The same dilemma applies to pants. Recently—or, more accurately, for the last several months--I have been trying to find a pair of khaki slacks to wear to work. Unfortunately, khaki pants seem to be on the low end of the fashion spectrum right now, which means the style selection is extremely limited. This becomes an especially pressing problem when average sizes are too short, because only the higher end stores carry longs, and even they tend to refer you to their online site for those sizes. Still, even if I am lucky enough to see the cuffs of a “size 10 average” pair of pants reach the ground, they are usually horribly baggy in all the wrong places (as if a woman with a size 10 waist should have a butt the size of two cantaloupes), and I am painfully picky about the material (it has to be the loose, flapping kind that falls around your legs and looks professional, not the stiff must-iron kind that food industry workers wear).
Needless to say, my long-lived quest for pants recently led me to the 5th Avenue Banana Republic store. I had recently tried on pants in a Banana Republic store in the East Side, but when those didn’t fit, the dressing room attendant told me that they only carried long sizes online and at their 5th Avenue store. It is impossible to try on clothing online, so I headed over to 5th Avenue one day after work.
Alas, none of the pants I tried on fit. However, because I had made such a long trek and was browsing the sale rack, I picked up a dress and a sweater to try on, as well. I wasn’t looking for either of these clothing items, of course, but I needed a decent top to try on with the pants, and the dress was just pretty. Plus, I had tried on crew-neck sweaters in other stores (Target, Marshalls, Old Navy) and thought they all looked dumpy. I wanted to see if the quality of the store made a difference.

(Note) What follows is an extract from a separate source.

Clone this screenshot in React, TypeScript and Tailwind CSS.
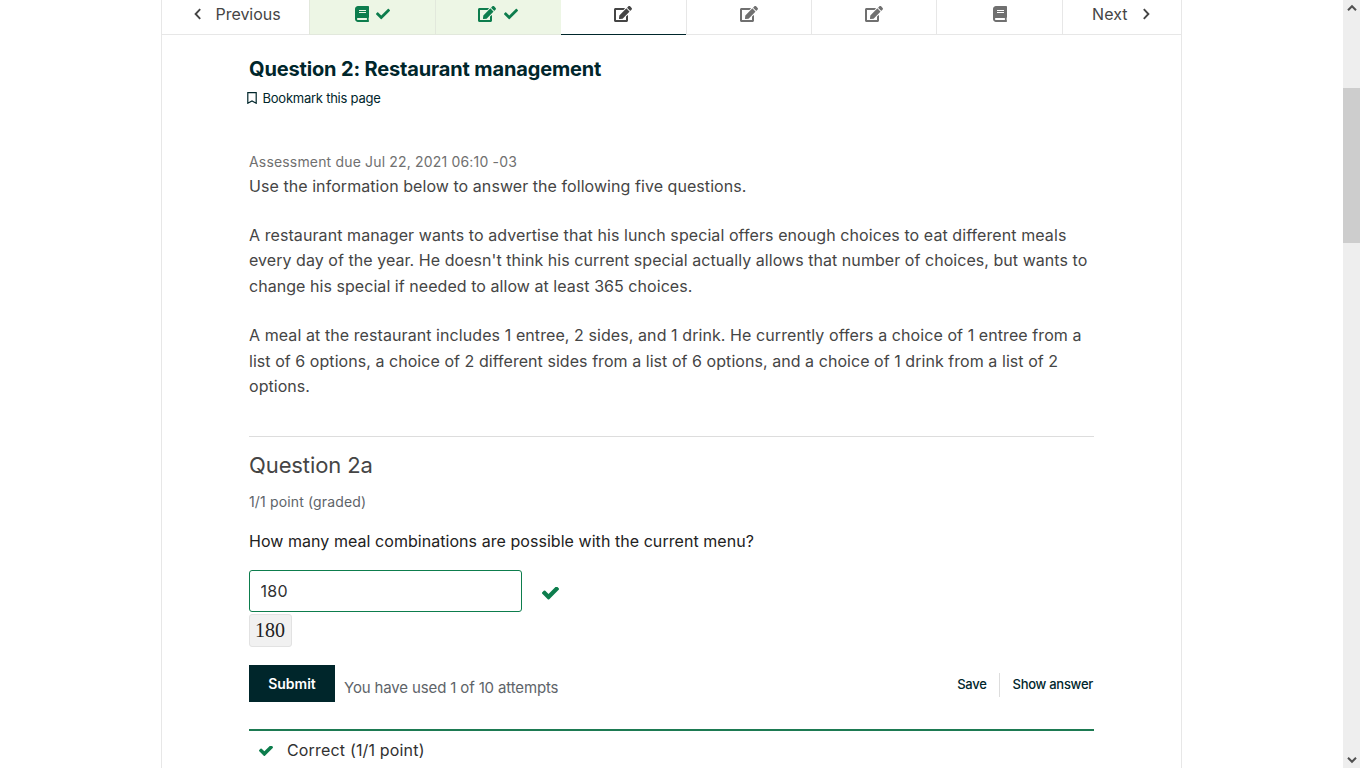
import React from "react";
import { FaBook, FaEdit, FaCheck } from "react-icons/fa";

function BoldCheck({ className }: { className: string }) {
  return (
    <svg viewBox="121 434 1550 1088" fill="currentColor" className={className}>
      <path d="M1671 566q0 40-28 68l-724 724-136 136q-28 28-68 28t-68-28l-136-136-362-362q-28-28-28-68t28-68l136-136q28-28 68-28t68 28l294 295 656-657q28-28 68-28t68 28l136 136q28 28 28 68z" />
    </svg>
  );
}

function Chevron({ d, className }: { d: string; className: string }) {
  return (
    <svg viewBox="0 0 12 12" fill="none" stroke="currentColor" className={className}>
      <path d={d} />
    </svg>
  );
}

function SequenceNav() {
  return (
    <nav className="flex h-[35px] text-base leading-[29px] text-[#454545]">
      <button className="flex w-[147px] shrink-0 items-start border-b border-[#e7e7e7] pl-[30px]">
        <Chevron d="M8.2 1.2 3.6 6l4.6 4.8" className="mt-2 size-3 stroke-[1.9]" />
        <span className="ml-[11.5px] -tracking-[0.03px]">Previous</span>
      </button>
      <div className="flex w-[126px] shrink-0 items-start justify-center gap-[7px] border-b border-l border-[#e2e8dc] bg-[#edf6e5] pt-1.5 text-[#0d7d4d]">
        <FaBook className="h-4 w-3.5" />
        <FaCheck className="mt-px size-3.5" />
      </div>
      <div className="flex w-[126px] shrink-0 items-start justify-center gap-2 border-b border-l border-[#e2e8dc] bg-[#edf6e5] pt-1.5 pr-px text-[#0d7d4d]">
        <FaEdit className="h-4 w-[18px]" />
        <FaCheck className="mt-px size-3.5" />
      </div>
      <div className="flex w-[125px] shrink-0 justify-center border-b border-[#00262b] pt-1.5 pr-0.5">
        <FaEdit className="h-4 w-[18px]" />
      </div>
      <div className="flex w-[125px] shrink-0 justify-center border-b border-l border-[#e7e7e7] pt-1.5 text-[#707070]">
        <FaEdit className="h-4 w-[18px]" />
      </div>
      <div className="flex w-[125px] shrink-0 justify-center border-b border-l border-[#e7e7e7] pt-1.5 text-[#707070]">
        <FaEdit className="h-4 w-[18px]" />
      </div>
      <div className="flex w-[126px] shrink-0 justify-center border-b border-l border-[#e7e7e7] pt-1.5 text-[#707070]">
        <FaBook className="h-4 w-3.5" />
      </div>
      <button className="flex flex-1 items-start border-b border-l border-[#e7e7e7] pl-[29px]">
        <span className="tracking-[0.1px]">Next</span>
        <Chevron d="M3.8 1.2 8.4 6l-4.6 4.8" className="mt-2 ml-3 size-3 stroke-[1.9]" />
      </button>
    </nav>
  );
}

function Scrollbar() {
  return (
    <div className="flex w-[17px] shrink-0 flex-col items-center bg-[#eeeeee] text-[#505050]">
      <Chevron d="M2 8.2 6 4.2l4 4" className="mt-[2px] size-3 stroke-2" />
      <div className="mt-[74px] h-[155px] w-full bg-[#cdcdcd]" />
      <Chevron d="M2 3.8l4 4 4-4" className="mt-auto mb-[2px] size-3 stroke-2" />
    </div>
  );
}

export default function App() {
  return (
    <div className="flex h-[768px] w-[1360px] overflow-hidden bg-white font-['Inter',sans-serif] text-[#454545]">
      <div className="flex flex-1 justify-center">
        <main className="w-[1021px] border-x border-[#e7e7e7]">
          <SequenceNav />
          <div className="ml-[87px] w-[845px]">
            <h1 className="mt-[20px] h-7 text-xl leading-7 font-bold -tracking-[0.15px] whitespace-nowrap text-[#00262b]">Question 2: Restaurant management</h1>
            <button className="-ml-0.5 mt-[5px] flex h-5 items-center text-[13px] leading-5 text-[#00262b]">
              <svg viewBox="0 0 10 12" fill="none" stroke="currentColor" strokeWidth="1.2" className="h-3 w-2.5">
                <path d="M.8.6h8.4v10.6L5 9 .8 11.2z" />
              </svg>
              <span className="ml-[5.5px] -tracking-[0.24px]">Bookmark this page</span>
            </button>
            <p className="mt-[44px] h-5 text-sm leading-5 tracking-[0.17px] text-[#707070]">Assessment due Jul 22, 2021 06:10 -03</p>
            <div className="mt-0.5 text-base leading-[25.5px] tracking-[0.05px] whitespace-nowrap">
              <p className="tracking-[0.06px]">Use the information below to answer the following five questions.</p>
              <p className="mt-[23.25px]">
                <span className="tracking-[0.08px]">A restaurant manager wants to advertise that his lunch special offers enough choices to eat different meals</span>
                <br />
                every day of the year. He doesn't think his current special actually allows that number of choices, but wants to
                <br />
                change his special if needed to allow at least 365 choices.
              </p>
              <p className="mt-[23.75px]">
                <span className="tracking-[0.08px]">A meal at the restaurant includes 1 entree, 2 sides, and 1 drink. He currently offers a choice of 1 entree from a</span>
                <br />
                list of 6 options, a choice of 2 different sides from a list of 6 options, and a choice of 1 drink from a list of 2
                <br />
                options.
              </p>
            </div>
            <hr className="mt-9 border-t border-[#dddddd]" />
            <h2 className="mt-3 h-8 text-[22px] leading-8 -tracking-[0.1px]">Question 2a</h2>
            <p className="mt-[11px] h-5 text-sm leading-5 tracking-[0.15px] text-[#5e6469]">1/1 point (graded)</p>
            <p className="mt-[17px] h-6 text-base leading-6 tracking-[0.05px] text-[#222]">How many meal combinations are possible with the current menu?</p>
            <div className="mt-[17px] flex">
              <input
                defaultValue="180"
                className="h-[42px] w-[273px] rounded-[3px] border border-[#0d7d4d] px-[10.5px] text-base tracking-[0.3px] text-[#313131] outline-none"
              />
              <BoldCheck className="mt-[17px] ml-[19.5px] h-[13px] w-[17px] text-[#0d7d4d]" />
            </div>
            <div className="mt-0.5 h-[33px] w-[43px] rounded-[3px] border border-[#e2e2e2] bg-[#f1f1f1] pr-px text-center font-['Liberation_Serif',serif] text-[20px] leading-[30px] text-[#222]">180</div>
            <div className="mt-[18px] flex h-[37px] items-start">
              <button className="h-[37px] w-[86px] bg-[#00262b] pt-px text-sm font-semibold text-white">Submit</button>
              <span className="mt-[13px] ml-[9px] text-[15px] leading-5 -tracking-[0.14px] text-[#5e6469]">You have used 1 of 10 attempts</span>
              <div className="mt-[8px] ml-auto flex h-6 items-center pr-px text-[13px] font-medium -tracking-[0.28px] text-[#00262b]">
                <button className="pr-3">Save</button>
                <button className="h-6 border-l border-[#dddddd] pl-[13px]">Show answer</button>
              </div>
            </div>
            <div className="mt-[27px] flex border-t-2 border-[#1d7a52] pt-[7px] text-base leading-6 text-[#313131]">
              <BoldCheck className="mt-2 ml-[10px] h-[10px] w-3.5 text-[#0d7d4d]" />
              <span className="ml-[14px] tracking-[0.17px]">Correct (1/1 point)</span>
            </div>
          </div>
        </main>
      </div>
      <Scrollbar />
    </div>
  );
}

Short answer? It does. The sweater looked great. Unfortunately, even at 50% off, it was still more than I was willing to pay ($40 instead of $80), and I really didn’t need another sweater. The dress, of course, also looked fabulous. And the price? Originally $150. Marked down to $45.99. It was a beautiful shade of purple and 92% silk. When else would I ever buy a silk dress? So I bought it. My justification was that I can wear it for weddings. All my friends are getting to that marriageable age, right?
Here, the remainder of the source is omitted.